Ex-Connecticut police chief pleads guilty to rigging exam process for job
A former top cop in Connecticut pleaded guilty Monday to criminal charges accusing him of rigging the search process to become the police chief over other candidates and lying about it.
Armando “A.J.” Perez, 64, admitted Monday to conspiring in a criminal scheme to become the permanent police chief in Bridgeport in 2018 as part of a plea deal with federal prosecutors.
He pleaded guilty in Bridgeport Federal Court to conspiracy to commit wire fraud and to lying to the FBI in exchange for a sentence of 18 to 24 months in prison.
His accused accomplice, 73-year-old David Dunn, Bridgeport’s former acting personnel director, also pleaded guilty to the same charges.
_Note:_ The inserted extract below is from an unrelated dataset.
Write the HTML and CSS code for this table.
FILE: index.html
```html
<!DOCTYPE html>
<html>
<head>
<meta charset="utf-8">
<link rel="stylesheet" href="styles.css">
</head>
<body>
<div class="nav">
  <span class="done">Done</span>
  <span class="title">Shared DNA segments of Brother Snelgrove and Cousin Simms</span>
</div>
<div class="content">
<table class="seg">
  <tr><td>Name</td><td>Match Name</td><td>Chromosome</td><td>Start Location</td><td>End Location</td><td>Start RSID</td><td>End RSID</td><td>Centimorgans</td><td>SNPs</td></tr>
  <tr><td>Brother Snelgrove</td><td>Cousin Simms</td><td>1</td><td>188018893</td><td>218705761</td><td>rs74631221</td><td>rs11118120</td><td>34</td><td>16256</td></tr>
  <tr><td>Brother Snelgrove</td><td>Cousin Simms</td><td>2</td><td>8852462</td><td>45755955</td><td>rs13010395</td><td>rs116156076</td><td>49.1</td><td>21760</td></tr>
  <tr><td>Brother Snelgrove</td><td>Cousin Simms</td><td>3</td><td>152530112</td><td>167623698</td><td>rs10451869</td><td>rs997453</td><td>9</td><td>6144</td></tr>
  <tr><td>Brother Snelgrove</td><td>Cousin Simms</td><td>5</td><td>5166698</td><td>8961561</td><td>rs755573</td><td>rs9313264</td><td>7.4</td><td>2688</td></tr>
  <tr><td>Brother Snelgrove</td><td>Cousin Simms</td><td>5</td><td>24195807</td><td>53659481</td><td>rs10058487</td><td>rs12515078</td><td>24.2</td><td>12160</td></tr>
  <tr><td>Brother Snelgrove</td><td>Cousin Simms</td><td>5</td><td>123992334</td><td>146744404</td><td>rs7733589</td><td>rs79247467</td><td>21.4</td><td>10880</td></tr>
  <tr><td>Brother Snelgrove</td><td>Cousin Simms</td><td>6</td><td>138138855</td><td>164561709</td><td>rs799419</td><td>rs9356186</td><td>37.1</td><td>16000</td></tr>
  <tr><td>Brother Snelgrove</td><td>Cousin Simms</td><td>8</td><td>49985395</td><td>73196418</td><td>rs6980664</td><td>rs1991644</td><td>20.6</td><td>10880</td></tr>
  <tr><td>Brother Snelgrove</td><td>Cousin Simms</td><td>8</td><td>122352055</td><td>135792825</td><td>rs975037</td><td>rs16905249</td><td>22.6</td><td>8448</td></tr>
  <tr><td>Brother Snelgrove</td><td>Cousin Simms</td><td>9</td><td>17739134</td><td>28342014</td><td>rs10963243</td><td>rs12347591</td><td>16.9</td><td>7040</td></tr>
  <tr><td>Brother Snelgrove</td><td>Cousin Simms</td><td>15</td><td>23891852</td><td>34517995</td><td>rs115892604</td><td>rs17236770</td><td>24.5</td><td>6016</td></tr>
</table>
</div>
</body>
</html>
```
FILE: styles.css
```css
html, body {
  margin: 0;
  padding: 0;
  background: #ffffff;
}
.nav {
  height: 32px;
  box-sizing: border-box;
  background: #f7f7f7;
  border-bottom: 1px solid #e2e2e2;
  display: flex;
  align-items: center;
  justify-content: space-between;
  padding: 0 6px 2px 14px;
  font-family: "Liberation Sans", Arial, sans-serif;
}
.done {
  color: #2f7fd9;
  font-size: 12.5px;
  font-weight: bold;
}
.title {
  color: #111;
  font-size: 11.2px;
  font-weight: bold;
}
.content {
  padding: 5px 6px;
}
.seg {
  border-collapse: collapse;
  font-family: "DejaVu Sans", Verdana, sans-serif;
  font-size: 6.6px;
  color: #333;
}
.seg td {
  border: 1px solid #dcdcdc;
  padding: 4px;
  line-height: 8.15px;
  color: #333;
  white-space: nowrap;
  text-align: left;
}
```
Dunn also faces 18 to 24 months in prison.
Both have January 2021 sentencing dates.
“As they have now admitted, former Chief Perez and former Personnel Director Dunn schemed to rig the purportedly impartial and objective search for a permanent police chief to ensure the position was awarded to Perez, and then repeatedly lied to federal agents in order to conceal their conduct,” New York U.S. Attorney Audrey Strauss said.
“Today’s pleas are a significant step in ensuring that Bridgeport’s citizens and police officers have leaders with integrity who are committed to enforcing, not breaking, the law,” she said.
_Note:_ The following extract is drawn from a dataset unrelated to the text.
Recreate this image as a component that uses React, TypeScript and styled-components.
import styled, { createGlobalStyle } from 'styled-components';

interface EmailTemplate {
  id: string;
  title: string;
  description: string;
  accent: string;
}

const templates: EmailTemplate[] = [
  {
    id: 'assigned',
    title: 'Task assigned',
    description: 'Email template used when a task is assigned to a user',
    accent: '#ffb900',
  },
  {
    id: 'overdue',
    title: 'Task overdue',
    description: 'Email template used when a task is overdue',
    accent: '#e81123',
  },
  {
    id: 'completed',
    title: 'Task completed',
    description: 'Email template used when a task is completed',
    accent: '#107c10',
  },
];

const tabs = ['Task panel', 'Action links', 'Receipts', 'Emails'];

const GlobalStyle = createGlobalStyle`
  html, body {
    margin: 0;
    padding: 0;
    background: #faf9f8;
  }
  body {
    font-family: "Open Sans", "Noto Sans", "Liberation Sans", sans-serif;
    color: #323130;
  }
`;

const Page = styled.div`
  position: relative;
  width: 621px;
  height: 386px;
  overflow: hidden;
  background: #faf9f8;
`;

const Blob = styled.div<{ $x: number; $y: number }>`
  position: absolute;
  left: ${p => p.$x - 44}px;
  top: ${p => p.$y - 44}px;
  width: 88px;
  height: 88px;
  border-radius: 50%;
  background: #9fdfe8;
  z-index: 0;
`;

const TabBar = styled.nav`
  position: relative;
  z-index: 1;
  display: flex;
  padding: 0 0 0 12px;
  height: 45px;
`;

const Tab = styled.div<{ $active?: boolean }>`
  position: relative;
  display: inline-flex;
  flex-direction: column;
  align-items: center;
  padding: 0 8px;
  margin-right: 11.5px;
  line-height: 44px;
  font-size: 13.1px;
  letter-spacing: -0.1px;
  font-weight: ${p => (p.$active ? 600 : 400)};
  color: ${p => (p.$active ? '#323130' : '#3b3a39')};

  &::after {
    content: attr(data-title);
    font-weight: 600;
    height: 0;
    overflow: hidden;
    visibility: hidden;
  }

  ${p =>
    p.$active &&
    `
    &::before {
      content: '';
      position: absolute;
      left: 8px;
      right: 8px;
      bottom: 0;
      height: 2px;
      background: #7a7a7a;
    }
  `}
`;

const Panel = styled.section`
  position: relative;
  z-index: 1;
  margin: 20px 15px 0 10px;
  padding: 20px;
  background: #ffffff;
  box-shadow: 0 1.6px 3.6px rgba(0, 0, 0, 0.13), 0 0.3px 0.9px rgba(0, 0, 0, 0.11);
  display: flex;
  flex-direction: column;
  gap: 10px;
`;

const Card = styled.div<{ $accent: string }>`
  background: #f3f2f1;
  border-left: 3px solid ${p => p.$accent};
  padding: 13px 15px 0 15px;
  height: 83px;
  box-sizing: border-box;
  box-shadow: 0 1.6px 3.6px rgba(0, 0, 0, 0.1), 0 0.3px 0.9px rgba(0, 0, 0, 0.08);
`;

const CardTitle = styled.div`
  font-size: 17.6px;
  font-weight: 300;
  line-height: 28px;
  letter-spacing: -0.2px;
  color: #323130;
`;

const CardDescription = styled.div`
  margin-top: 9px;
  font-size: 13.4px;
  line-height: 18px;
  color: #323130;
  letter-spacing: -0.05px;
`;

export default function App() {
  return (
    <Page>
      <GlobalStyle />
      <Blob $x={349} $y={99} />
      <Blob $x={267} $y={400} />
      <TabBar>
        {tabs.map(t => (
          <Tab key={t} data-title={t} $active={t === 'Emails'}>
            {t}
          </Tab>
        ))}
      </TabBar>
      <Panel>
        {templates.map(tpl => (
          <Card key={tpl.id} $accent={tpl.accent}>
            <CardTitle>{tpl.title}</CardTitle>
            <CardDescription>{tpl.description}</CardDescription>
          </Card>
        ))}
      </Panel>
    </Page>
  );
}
During the plea elocution, Judge Kari Dooley asked Perez if he had received inside, confidential information about what the examination for police chief would be, the Connecticut Post reported.
He said he did.
“And you enlisted others to prepare both the written and oral examination?” the judge asked, according to the paper.
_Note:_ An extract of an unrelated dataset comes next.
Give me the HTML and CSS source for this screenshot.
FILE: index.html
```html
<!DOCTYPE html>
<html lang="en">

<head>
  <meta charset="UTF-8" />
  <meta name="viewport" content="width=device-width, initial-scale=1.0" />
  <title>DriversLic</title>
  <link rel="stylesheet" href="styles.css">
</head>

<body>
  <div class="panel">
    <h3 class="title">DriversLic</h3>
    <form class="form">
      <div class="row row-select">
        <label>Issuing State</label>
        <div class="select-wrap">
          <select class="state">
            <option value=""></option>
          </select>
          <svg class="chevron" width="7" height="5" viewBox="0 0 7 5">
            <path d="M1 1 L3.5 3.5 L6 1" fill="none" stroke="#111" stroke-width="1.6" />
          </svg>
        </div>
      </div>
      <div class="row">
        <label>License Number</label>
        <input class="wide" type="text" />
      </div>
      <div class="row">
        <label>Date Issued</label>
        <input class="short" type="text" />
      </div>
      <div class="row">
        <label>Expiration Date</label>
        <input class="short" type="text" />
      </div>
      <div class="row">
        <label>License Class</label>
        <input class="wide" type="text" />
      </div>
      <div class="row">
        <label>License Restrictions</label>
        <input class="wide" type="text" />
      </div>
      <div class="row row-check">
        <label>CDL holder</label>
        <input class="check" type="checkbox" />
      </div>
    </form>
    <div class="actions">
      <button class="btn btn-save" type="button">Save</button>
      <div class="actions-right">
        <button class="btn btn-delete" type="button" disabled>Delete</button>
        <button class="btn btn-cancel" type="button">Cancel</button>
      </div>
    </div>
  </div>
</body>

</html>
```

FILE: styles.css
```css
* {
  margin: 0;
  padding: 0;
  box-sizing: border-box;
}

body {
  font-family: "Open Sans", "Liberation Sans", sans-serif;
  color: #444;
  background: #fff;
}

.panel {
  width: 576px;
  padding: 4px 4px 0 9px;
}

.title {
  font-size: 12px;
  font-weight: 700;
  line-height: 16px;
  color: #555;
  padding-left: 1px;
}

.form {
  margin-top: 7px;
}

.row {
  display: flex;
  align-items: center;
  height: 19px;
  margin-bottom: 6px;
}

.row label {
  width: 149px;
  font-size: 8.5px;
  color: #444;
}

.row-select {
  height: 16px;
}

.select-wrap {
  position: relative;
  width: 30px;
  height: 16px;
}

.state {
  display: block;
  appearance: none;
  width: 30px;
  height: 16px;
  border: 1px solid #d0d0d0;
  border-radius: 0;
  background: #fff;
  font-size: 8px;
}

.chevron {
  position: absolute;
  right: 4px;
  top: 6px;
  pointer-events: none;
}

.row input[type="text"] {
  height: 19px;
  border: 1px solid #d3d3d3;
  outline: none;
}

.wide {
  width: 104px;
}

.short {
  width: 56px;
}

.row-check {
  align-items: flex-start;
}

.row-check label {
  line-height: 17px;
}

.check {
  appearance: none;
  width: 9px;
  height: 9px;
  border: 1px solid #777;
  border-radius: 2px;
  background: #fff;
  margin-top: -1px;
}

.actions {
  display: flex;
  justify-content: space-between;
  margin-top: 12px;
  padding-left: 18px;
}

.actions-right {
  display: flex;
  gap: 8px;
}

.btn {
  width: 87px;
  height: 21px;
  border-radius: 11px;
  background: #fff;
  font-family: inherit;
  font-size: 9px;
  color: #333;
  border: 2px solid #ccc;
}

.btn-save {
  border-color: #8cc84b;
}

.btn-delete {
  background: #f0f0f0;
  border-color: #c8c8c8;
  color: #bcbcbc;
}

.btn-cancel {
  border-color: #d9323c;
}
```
“Yes, your honor,” he replied.
Before becoming Bridgeport’s permanent police chief two years ago, Perez had been serving as the head of city’s police department in an acting capacity.
He resigned last month after his indictment was announced.
“Two years ago, in an effort to achieve his ultimate goal of becoming the permanent police chief, he turned to fellow officers to help him write his application essay answers and he accepted inside information and help from others during the process that was not appropriate,” Perez attorney Robert Frost Jr. said in a statement to Fox News.
“When confronted by investigators, he did not truthfully disclose everything that occurred,” he said.
“Today, he has acknowledged that his actions were wrong and he knew them to be wrong at the time,” Frost said. “By pleading guilty, A.J. has accepted responsibility for his conduct, and he has agreed to pay full restitution to the city in order to set things right.”